We would like to point out that we do not propose a new method to be used in practice when the stability condition fails, but instead study a widely used approach in adaptive experimentation, which is Bayesian UQ. In many non-adaptive settings, one strong justification for using such UQ is that it is also asymptotically frequentist-valid (by standard i.i.d. BvM and asymptotic normality of the MLE), and our paper studies whether this is the case in adaptive data. We find that the answer can be “no” in some reasonable adaptive settings, but, perhaps surprisingly, we prove this by showing that BvM does hold quite generally, while other works have shown that asymptotic normality of the MLE does not [1,2], and hence Bayesian UQ is not asymptotically frequentist valid in general. Put another way, while Bayesian UQ is always Bayesian-valid and we show BvM holds under very weak assumptions on the adaptivity, this does not provide a fix for the well-known issue with frequentist validity for adaptive data when stability fails to hold. Thus our result urges caution for practitioners who use Bayesian UQ in adaptive settings and expect it to be frequentist valid in an asymptotic sense.
[1] Hadad, Vitor, et al. "Confidence intervals for policy evaluation in adaptive experiments." Proceedings of the national academy of sciences 118.15 (2021): e2014602118.
[2] Kelly Zhang, Lucas Janson, and Susan Murphy. Inference for batched bandits. Advances in neural information processing systems, 33:9818–9829, 2020.
This paper addresses the challenge of uncertainty quantification (UQ) for adaptively collected data, which arises in settings such as adaptive experiments, multi-armed bandits (MABs), and reinforcement learning.
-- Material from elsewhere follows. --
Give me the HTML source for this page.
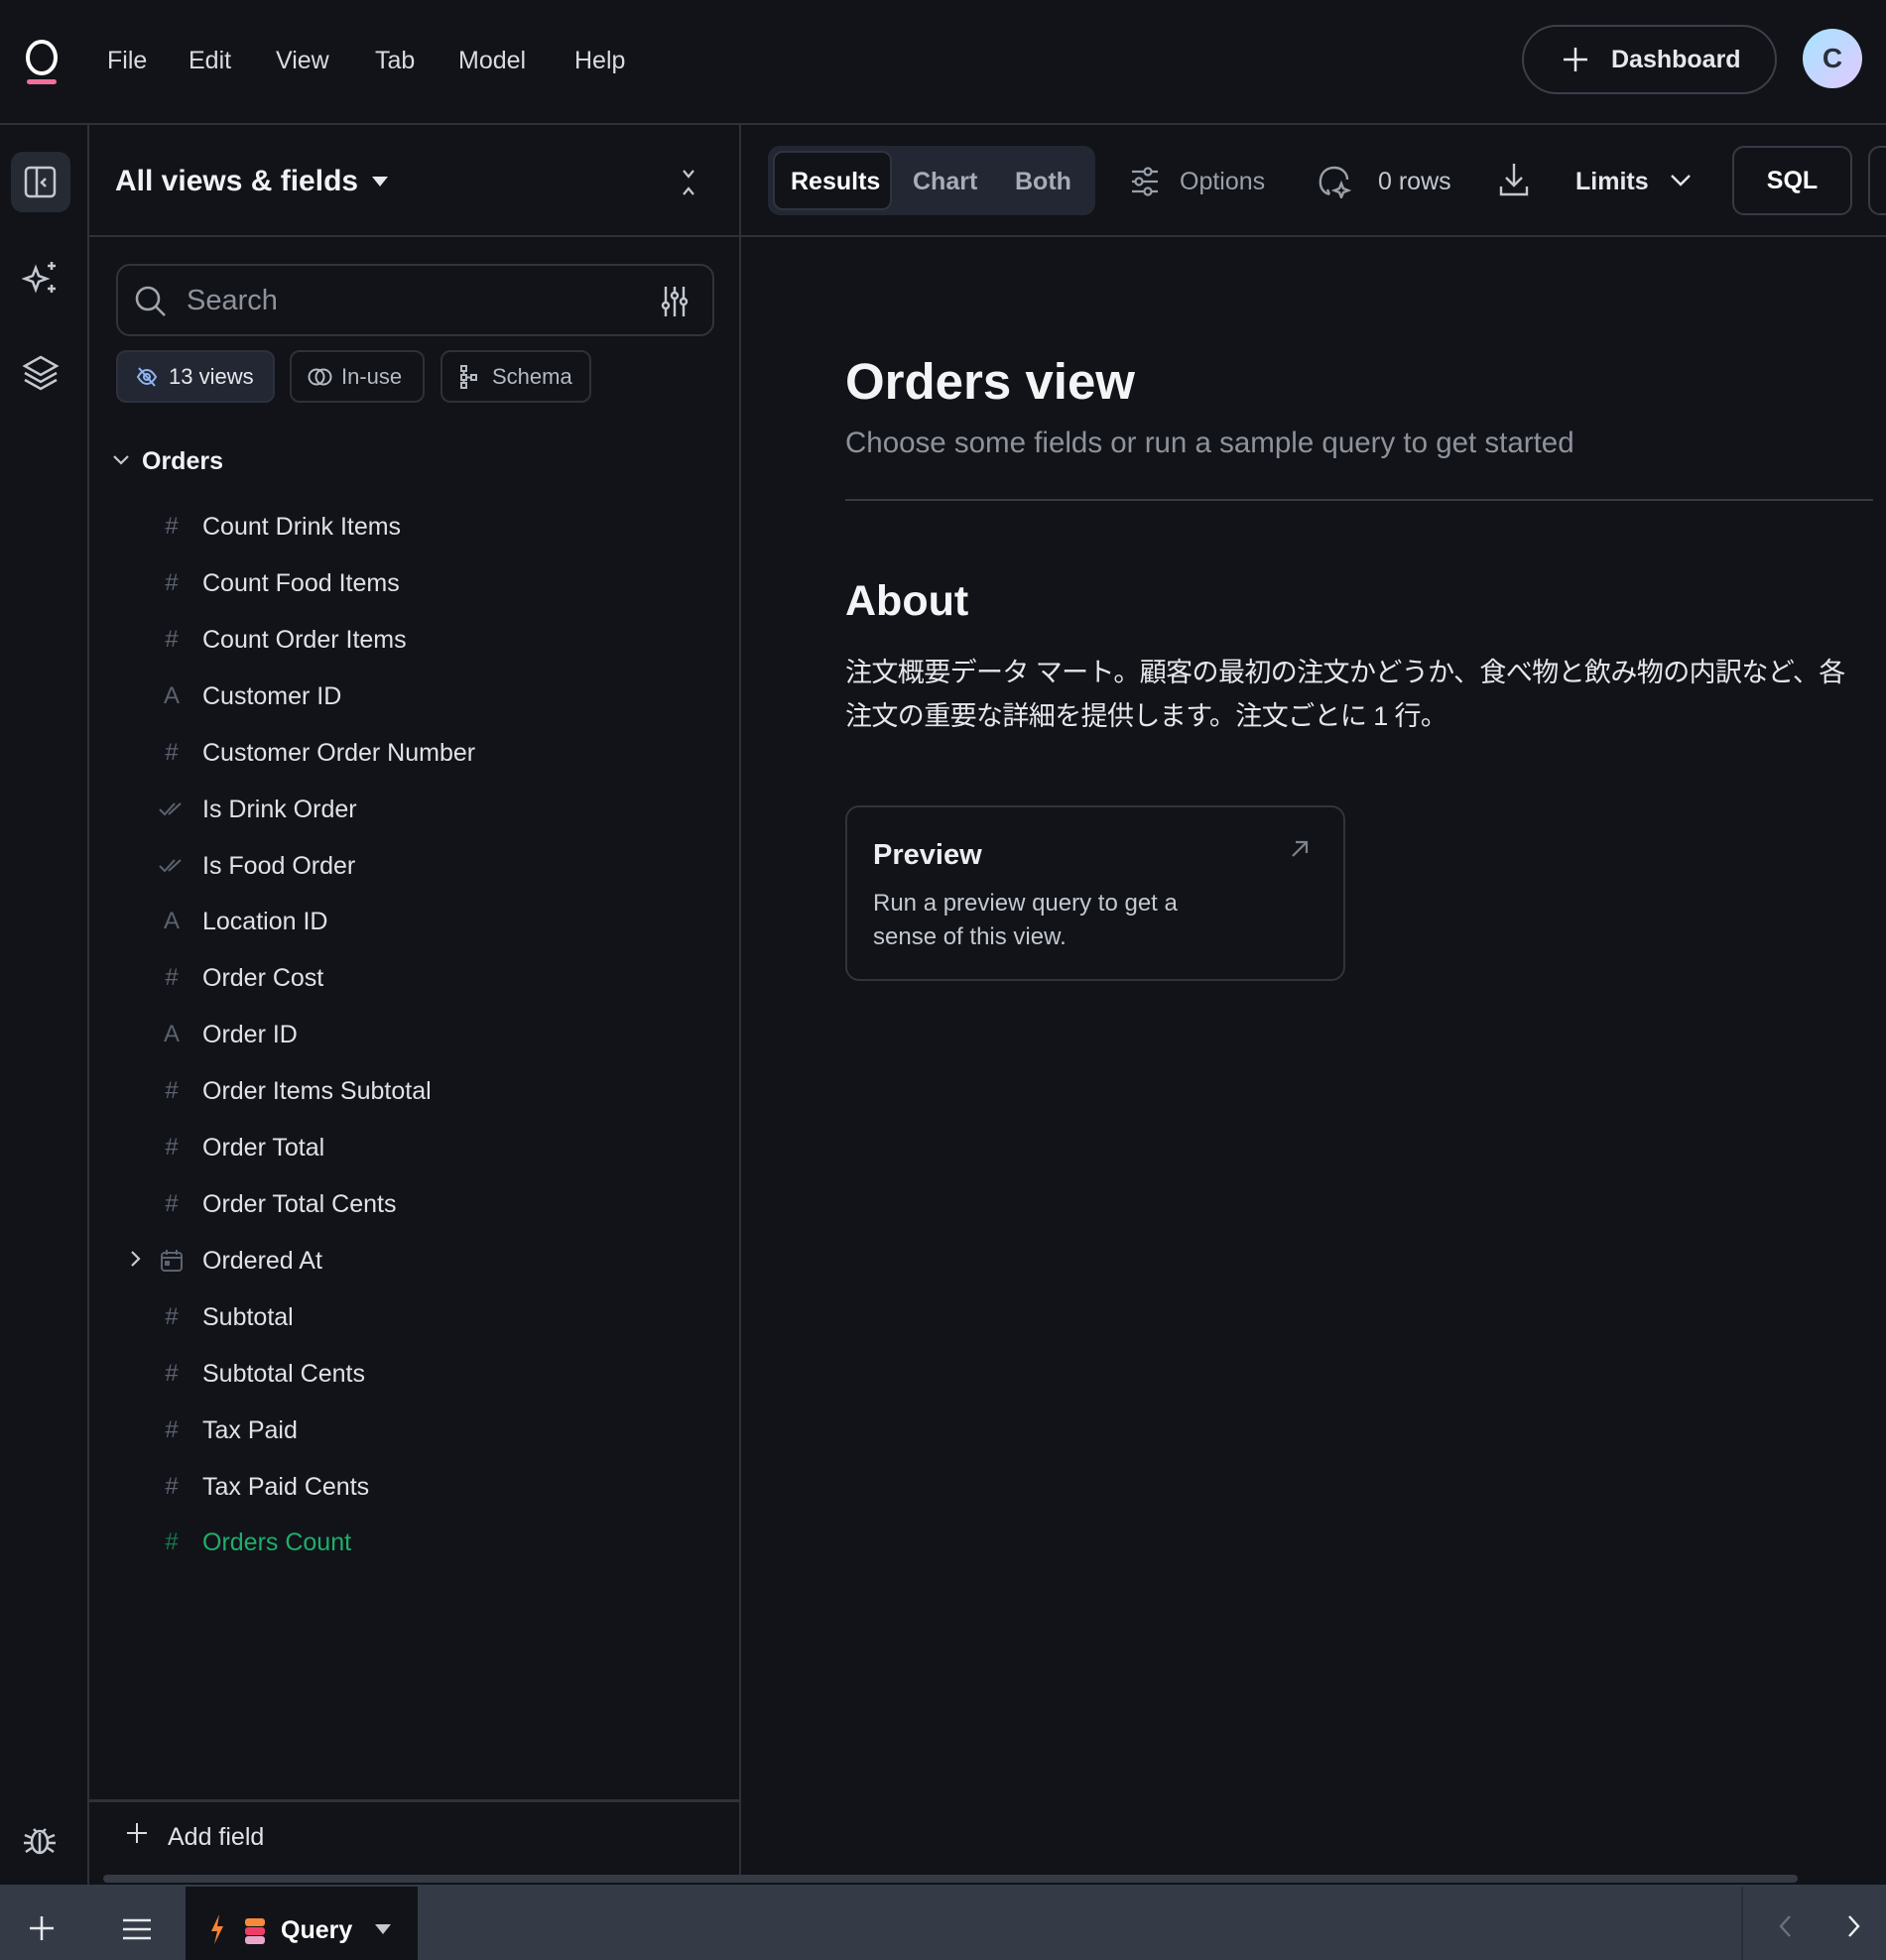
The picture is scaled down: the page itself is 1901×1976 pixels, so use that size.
<!DOCTYPE html>
<html><head><meta charset="utf-8">
<style>
*{box-sizing:border-box;margin:0;padding:0}
body{width:1901px;height:1976px;background:#111318;color:#e4e6ea;font-family:"Liberation Sans","Noto Sans CJK JP",sans-serif;position:relative;overflow:hidden}
.a{position:absolute;white-space:nowrap}
.line{position:absolute;background:#2c313a}
.menu{font-size:25px;color:#d8dbe0;top:47px}
.fld{position:absolute;left:160px;width:500px;white-space:nowrap;font-size:25px;color:#dfe2e6;height:40px;line-height:40px}
.fld .ic{position:absolute;left:0;width:26px;text-align:center;color:#5c6270;font-size:24px}
.fld .t{position:absolute;left:44px}
.chip{position:absolute;top:353px;height:53px;border:2px solid #2c313a;border-radius:10px;font-size:22px;color:#b4b9c2;line-height:49px;white-space:nowrap}
svg{position:absolute}
</style></head><body>
<svg style="left:24px;top:38px" width="36" height="48" viewBox="0 0 36 48"><ellipse cx="18" cy="20" rx="14" ry="16" fill="none" stroke="#fff" stroke-width="4"/><rect x="3" y="42" width="30" height="5" rx="2.5" fill="#f0709a"/></svg>
<div class="a menu" style="left:108px">File</div>
<div class="a menu" style="left:190px">Edit</div>
<div class="a menu" style="left:278px">View</div>
<div class="a menu" style="left:378px">Tab</div>
<div class="a menu" style="left:462px">Model</div>
<div class="a menu" style="left:579px">Help</div>
<div class="a" style="left:1534px;top:25px;width:257px;height:70px;border:2px solid #3a3f4a;border-radius:35px"></div>
<svg style="left:1575px;top:47px" width="26" height="26"><path d="M13 1v24M1 13h24" stroke="#e6e8ec" stroke-width="2.5"/></svg>
<div class="a" style="left:1624px;top:46px;font-size:25px;font-weight:bold;color:#e6e8ec">Dashboard</div>
<div class="a" style="left:1817px;top:29px;width:60px;height:60px;border-radius:50%;background:linear-gradient(135deg,#a4e4ff,#e2c9ff);color:#2a2f3a;font-size:28px;font-weight:bold;text-align:center;line-height:60px">C</div>
<div class="line" style="left:0;top:124px;width:1901px;height:2px"></div>
<div class="line" style="left:88px;top:125px;width:2px;height:1775px"></div>
<div class="a" style="left:11px;top:153px;width:60px;height:61px;border-radius:12px;background:#262a33"></div>
<svg style="left:24px;top:167px" width="34" height="34" viewBox="0 0 34 34" fill="none" stroke="#c4c8d0" stroke-width="2.5"><rect x="2" y="2" width="29" height="29" rx="4"/><path d="M13 2v29M22 13l-4 4 4 4"/></svg>
<svg style="left:22px;top:262px" width="38" height="38" viewBox="0 0 38 38" fill="none" stroke="#c4c8d0" stroke-width="2.5"><path d="M14 8l3 8 8 3-8 3-3 8-3-8-8-3 8-3z"/><path d="M30 2v8M26 6h8M30 25v8M26 29h8"/></svg>
<svg style="left:22px;top:358px" width="38" height="36" viewBox="0 0 38 36" fill="none" stroke="#c4c8d0" stroke-width="2.5"><path d="M19 2l16 9-16 9-16-9z"/><path d="M3 18l16 9 16-9M3 25l16 9 16-9"/></svg>
<svg style="left:22px;top:1836px" width="36" height="36" viewBox="0 0 36 36" fill="none" stroke="#c4c8d0" stroke-width="2.5"><ellipse cx="18" cy="21" rx="8" ry="11"/><path d="M12 8l3 3M24 8l-3 3M18 12v20M3 14l7 3M33 14l-7 3M2 22h8M34 22h-8M4 31l6-4M32 31l-6-4"/></svg>
<div class="line" style="left:745px;top:125px;width:2px;height:1765px"></div>
<div class="line" style="left:90px;top:237px;width:1811px;height:2px"></div>
<div class="a" style="left:116px;top:166px;font-size:30px;font-weight:bold;color:#f0f2f5">All views &amp; fields</div>
<svg style="left:375px;top:178px" width="16" height="12"><path d="M0 0h16L8 10z" fill="#e6e8ec"/></svg>
<svg style="left:684px;top:171px" width="20" height="26" viewBox="0 0 20 26" fill="none" stroke="#c4c8d0" stroke-width="2.2"><path d="M5 1l5 6 5-6M5 25l5-6 5 6"/></svg>
<div class="a" style="left:117px;top:266px;width:603px;height:73px;border:2px solid #2f343e;border-radius:14px"></div>
<svg style="left:135px;top:287px" width="34" height="34" viewBox="0 0 34 34" fill="none" stroke="#a0a5ae" stroke-width="2.6"><circle cx="14" cy="14" r="11"/><path d="M22 22l9 9"/></svg>
<div class="a" style="left:188px;top:287px;font-size:29px;color:#8d929c">Search</div>
<svg style="left:666px;top:288px" width="28" height="32" viewBox="0 0 28 32" fill="none" stroke="#c4c8d0" stroke-width="2.4"><path d="M5 1v30M14 1v30M23 1v30"/><circle cx="5" cy="20" r="3" fill="#111318"/><circle cx="14" cy="10" r="3" fill="#111318"/><circle cx="23" cy="16" r="3" fill="#111318"/></svg>
<div class="chip" style="left:117px;width:160px;background:#232733;color:#e6e8ec"><svg style="left:18px;top:14px" width="22" height="22" viewBox="0 0 22 22" fill="none" stroke="#8db4f2" stroke-width="2"><path d="M2 11c3-5 6-7 9-7s6 2 9 7c-3 5-6 7-9 7s-6-2-9-7z"/><circle cx="11" cy="11" r="3"/><path d="M3 2l16 18"/></svg><span style="position:absolute;left:51px">13 views</span></div>
<div class="chip" style="left:292px;width:136px"><svg style="left:16px;top:15px" width="26" height="20" viewBox="0 0 26 20" fill="none" stroke="#b4b9c2" stroke-width="2"><circle cx="9" cy="10" r="7.5"/><circle cx="16" cy="10" r="7.5"/></svg><span style="position:absolute;left:50px">In-use</span></div>
<div class="chip" style="left:444px;width:152px"><svg style="left:18px;top:13px" width="18" height="24" viewBox="0 0 18 24" fill="none" stroke="#b4b9c2" stroke-width="2"><rect x="1" y="1" width="5" height="5"/><rect x="1" y="10" width="5" height="5"/><rect x="1" y="18" width="5" height="5"/><rect x="11" y="10" width="5" height="5"/><path d="M3.5 6v4M3.5 15v3M6 12.5h5"/></svg><span style="position:absolute;left:50px">Schema</span></div>
<svg style="left:113px;top:458px" width="18" height="12"><path d="M2 2l7 7 7-7" fill="none" stroke="#c4c8d0" stroke-width="2.2"/></svg>
<div class="a" style="left:143px;top:451px;font-size:25px;font-weight:bold;color:#f0f2f5">Orders</div>

<div class="fld" style="top:511px"><span class="ic">#</span><span class="t">Count Drink Items</span></div>
<div class="fld" style="top:568px"><span class="ic">#</span><span class="t">Count Food Items</span></div>
<div class="fld" style="top:625px"><span class="ic">#</span><span class="t">Count Order Items</span></div>
<div class="fld" style="top:682px"><span class="ic">A</span><span class="t">Customer ID</span></div>
<div class="fld" style="top:739px"><span class="ic">#</span><span class="t">Customer Order Number</span></div>
<div class="fld" style="top:796px"><span class="ic"><svg style="left:0;top:12px" width="26" height="16" viewBox="0 0 26 16" fill="none" stroke="#5c6270" stroke-width="2"><path d="M1 8l5 5 10-11M10 13l12-11"/></svg></span><span class="t">Is Drink Order</span></div>
<div class="fld" style="top:853px"><span class="ic"><svg style="left:0;top:12px" width="26" height="16" viewBox="0 0 26 16" fill="none" stroke="#5c6270" stroke-width="2"><path d="M1 8l5 5 10-11M10 13l12-11"/></svg></span><span class="t">Is Food Order</span></div>
<div class="fld" style="top:909px"><span class="ic">A</span><span class="t">Location ID</span></div>
<div class="fld" style="top:966px"><span class="ic">#</span><span class="t">Order Cost</span></div>
<div class="fld" style="top:1023px"><span class="ic">A</span><span class="t">Order ID</span></div>
<div class="fld" style="top:1080px"><span class="ic">#</span><span class="t">Order Items Subtotal</span></div>
<div class="fld" style="top:1137px"><span class="ic">#</span><span class="t">Order Total</span></div>
<div class="fld" style="top:1194px"><span class="ic">#</span><span class="t">Order Total Cents</span></div>
<svg style="left:131px;top:1260px" width="12" height="18"><path d="M2 2l7 7-7 7" fill="none" stroke="#c4c8d0" stroke-width="2.2"/></svg>
<div class="fld" style="top:1251px"><span class="ic"><svg style="left:2px;top:9px" width="22" height="22" viewBox="0 0 22 22" fill="none" stroke="#5c6270" stroke-width="2"><rect x="1" y="3" width="20" height="18" rx="3"/><path d="M1 8h20M6 0v5M16 0v5"/><rect x="5" y="12" width="3" height="3" fill="#5c6270"/></svg></span><span class="t">Ordered At</span></div>
<div class="fld" style="top:1308px"><span class="ic">#</span><span class="t">Subtotal</span></div>
<div class="fld" style="top:1365px"><span class="ic">#</span><span class="t">Subtotal Cents</span></div>
<div class="fld" style="top:1422px"><span class="ic">#</span><span class="t">Tax Paid</span></div>
<div class="fld" style="top:1479px"><span class="ic">#</span><span class="t">Tax Paid Cents</span></div>
<div class="fld" style="top:1535px;color:#1fae6a"><span class="ic" style="color:#177a4c">#</span><span class="t">Orders Count</span></div>

<div class="line" style="left:90px;top:1814px;width:655px;height:3px"></div>
<svg style="left:128px;top:1838px" width="20" height="20"><path d="M10 0v20M0 10h20" stroke="#d8dbe0" stroke-width="2"/></svg>
<div class="a" style="left:169px;top:1838px;font-size:25px;color:#dfe2e6">Add field</div>
<div class="a" style="left:104px;top:1890px;width:1708px;height:8px;border-radius:4px;background:#353a45"></div>

<div class="a" style="left:774px;top:147px;width:330px;height:70px;border-radius:12px;background:#232733"></div>
<div class="a" style="left:779px;top:152px;width:120px;height:60px;border-radius:10px;background:#111318;border:2px solid #2f343e"></div>
<div class="a" style="left:797px;top:169px;font-size:25px;font-weight:bold;color:#fff">Results</div>
<div class="a" style="left:920px;top:169px;font-size:25px;font-weight:bold;color:#a7acb6">Chart</div>
<div class="a" style="left:1023px;top:169px;font-size:25px;font-weight:bold;color:#a7acb6">Both</div>
<svg style="left:1139px;top:168px" width="30" height="30" viewBox="0 0 30 30" fill="none" stroke="#9aa0aa" stroke-width="2.2"><path d="M2 5h26M2 15h26M2 25h26"/><circle cx="18" cy="5" r="3.5" fill="#111318"/><circle cx="9" cy="15" r="3.5" fill="#111318"/><circle cx="18" cy="25" r="3.5" fill="#111318"/></svg>
<div class="a" style="left:1189px;top:169px;font-size:25px;color:#9aa0aa">Options</div>
<svg style="left:1328px;top:166px" width="34" height="34" viewBox="0 0 34 34" fill="none" stroke="#9aa0aa" stroke-width="2.4"><path d="M12 30C5 28 2 22 3 15 4 7 10 3 17 3s13 5 13 12"/><path d="M12 30l-2-5"/><path d="M24 19l2 5 5 2-5 2-2 5-2-5-5-2 5-2z"/></svg>
<div class="a" style="left:1389px;top:169px;font-size:25px;color:#c4c8d0">0 rows</div>
<svg style="left:1511px;top:164px" width="30" height="34" viewBox="0 0 30 34" fill="none" stroke="#c4c8d0" stroke-width="2.4"><path d="M15 1v22M7 15l8 8 8-8M2 24v8h26v-8"/></svg>
<div class="a" style="left:1588px;top:169px;font-size:25px;font-weight:bold;color:#e6e8ec">Limits</div>
<svg style="left:1683px;top:175px" width="22" height="14"><path d="M2 2l9 9 9-9" fill="none" stroke="#e6e8ec" stroke-width="2.4"/></svg>
<div class="a" style="left:1746px;top:147px;width:121px;height:70px;border:2px solid #353a45;border-radius:12px;text-align:center;line-height:66px;font-size:25px;font-weight:bold;color:#fff">SQL</div>
<div class="a" style="left:1883px;top:147px;width:40px;height:70px;border:2px solid #353a45;border-radius:12px"></div>

<div class="a" style="left:852px;top:355px;font-size:51px;font-weight:bold;color:#f2f4f6">Orders view</div>
<div class="a" style="left:852px;top:430px;font-size:29.5px;color:#8d929c">Choose some fields or run a sample query to get started</div>
<div class="line" style="left:852px;top:503px;width:1036px;height:2px;background:#353a45"></div>
<div class="a" style="left:852px;top:582px;font-size:43px;font-weight:bold;color:#f2f4f6">About</div>
<div class="a" style="left:852px;top:656px;font-size:27px;line-height:44px;color:#e4e6ea;letter-spacing:-0.6px">注文概要データ マート。顧客の最初の注文かどうか、食べ物と飲み物の内訳など、各<br>注文の重要な詳細を提供します。注文ごとに 1 行。</div>
<div class="a" style="left:852px;top:812px;width:504px;height:177px;border:2px solid #2f343e;border-radius:14px"></div>
<div class="a" style="left:880px;top:846px;font-size:29px;font-weight:bold;color:#eceef1">Preview</div>
<svg style="left:1300px;top:846px" width="20" height="20" viewBox="0 0 20 20" fill="none" stroke="#7d838d" stroke-width="2.2"><path d="M3 17L17 3M6 3h11v11"/></svg>
<div class="a" style="left:880px;top:894px;font-size:24px;line-height:34px;color:#c4c8d0">Run a preview query to get a<br>sense of this view.</div>

<div class="a" style="left:0;top:1900px;width:1901px;height:76px;background:#343a46"></div>
<svg style="left:30px;top:1932px" width="24" height="24"><path d="M12 0v24M0 12h24" stroke="#e6e8ec" stroke-width="2.5"/></svg>
<svg style="left:124px;top:1934px" width="28" height="22"><path d="M0 2h28M0 11h28M0 20h28" stroke="#e6e8ec" stroke-width="2.5"/></svg>
<div class="a" style="left:187px;top:1902px;width:234px;height:74px;background:#111318"></div>
<svg style="left:212px;top:1930px" width="14" height="30" viewBox="0 0 14 30"><path d="M9 0L1 17h6l-3 13 9-18H7z" fill="#f7833a"/></svg>
<svg style="left:246px;top:1934px" width="22" height="26" viewBox="0 0 22 26"><rect x="1" y="0" width="20" height="8" rx="3" fill="#f58a3a"/><rect x="1" y="9" width="20" height="8" rx="3" fill="#ef3d6a"/><rect x="1" y="18" width="20" height="8" rx="3" fill="#e8a6c8"/></svg>
<div class="a" style="left:283px;top:1932px;font-size:25px;font-weight:bold;color:#fff">Query</div>
<svg style="left:378px;top:1940px" width="16" height="11"><path d="M0 0h16L8 10z" fill="#c4c8d0"/></svg>
<div class="a" style="left:1755px;top:1902px;width:2px;height:74px;background:#2a2f38"></div>
<svg style="left:1792px;top:1930px" width="14" height="24"><path d="M12 2L3 12l9 10" fill="none" stroke="#6b717c" stroke-width="2.4"/></svg>
<svg style="left:1862px;top:1930px" width="14" height="24"><path d="M2 2l9 10-9 10" fill="none" stroke="#f0f2f5" stroke-width="2.4"/></svg>
</body></html>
The core contribution is an extension of the classical Bernstein-von Mises (BvM) theorem to adaptively collected data, establishing asymptotic equivalence between Bayesian UQ and Wald-type frequentist UQ in these complex scenarios. One key takeaway is that Bayesian UQ can be asymptotically valid in a Bayesian sense even in adaptive settings, but asymptotic frequentist validity is now always assured — especially when the stability condition fails. In other words, posterior credible intervals can be misleading from a frequentist perspective, even though they are valid in a Bayesian sense (Bayesian validity).
优缺点分析
- Strengths:
(S1) The proposed BvM theorem for adaptively collected data rigorously establishes when Bayesian UQ aligns with Wald-type frequentist UQ in adaptive settings, addressing a major gap in theoretical statistics.
(S2) The main results are proven under mild conditions, notably not requiring the stability condition often assumed in prior works (e.g., [1]), thereby broadening the range of applicable scenarios.
(S3) The paper provides a clear distinction between Bayesian validity vs. frequentist validity: while Bayesian UQ is always asymptotically valid in a Bayesian sense as long as the prior “washes out”, the asymptotic frequentist validity is not always guaranteed — especially when the stability condition fails. This distinction is crucial for practitioners.
- Weaknesses:
(W1) Even though the BvM theorem is shown to hold without the stability condition, statistical inference with frequentist validity is not ensured in these cases. The paper demonstrates that posterior credible intervals can fail to have correct frequentist coverage without the stability condition.
(W2) The author didn’t discuss the exact meaning of some key terminologies including asymptotic frequentist validity and Bayesian validity in the paper. While statisticians may be familiar with these terms, many researchers in ML or artificial intelligence might not be, so I believe it would be helpful to provide a direct explanation.
[1] Tze Leung Lai and Ching Zong Wei, “Least squares estimates in stochastic regression models with applications to identification and control of dynamic systems”, The Annals of Statistics, pp. 154-166, 1982.
问题
No further questions.
局限性
Yes.
格式问题
No formatting concerns.
(W1) It is correct that our results imply that, in some cases, Bayesian credible intervals will fail to be asymptotically frequentist-valid when frequentist MLE-based inference is invalid (e.g., possibly because the stability condition is not satisfied). However, instead of a weakness, we view this as an interesting consequence of our work. In particular, our main contribution is not a new method of implementing frequentist-valid inference, but rather to explain the behavior of Bayesian inference from a frequentist perspective. We note in our “Discussion and Future Work” section that asymptotic frequentist validity may fail even when the BvM statement holds, and we discuss potential ways a practitioner could mitigate this issue. For the sake of clarity, we will add the sentence “Note that this paper does not suggest a method of asymptotically frequentist-valid Bayesian inference; in fact, we would like to warn practitioners against using either Wald-type frequentist UQ or Bayesian UQ as if it were asymptotically frequentist-valid.” to the “Discussion and Future Work” section.
(W2) We will give explicit definitions for asymptotic frequentist validity and asymptotic Bayesian validity in the introduction by adding the following sentences to a “Notation” paragraph after the “Contributions” paragraph in section 1: “Throughout this paper, we refer to a confidence set as asymptotically frequentist-valid at level alpha if the limit inferior of the frequentist coverage is at least 1-alpha for any parameter value. Similarly, we refer to a credible set as asymptotically Bayesian-valid at level alpha if the limit inferior of the Bayesian coverage is at least 1-alpha.”
The paper proves a Bernstein-von Mises theorem for the regression coefficients in a parametric linear-Gaussian model where covariates are chosen according to an arbitrary function. It then applies these results to Bayesian uncertainty quantification in Gaussian multi-armed bandits and adaptive Gaussian linear bandits.
Reviewers found the paper well-written, with mathematically sound proofs, useful bandit applications, and reasonably mild assumptions. They noted limitations stemming from the reliance on linear-Gaussian structure and a relatively limited discussion of BvM in non-i.i.d. settings. The authors’ rebuttal addressed these concerns convincingly. I recommend acceptance.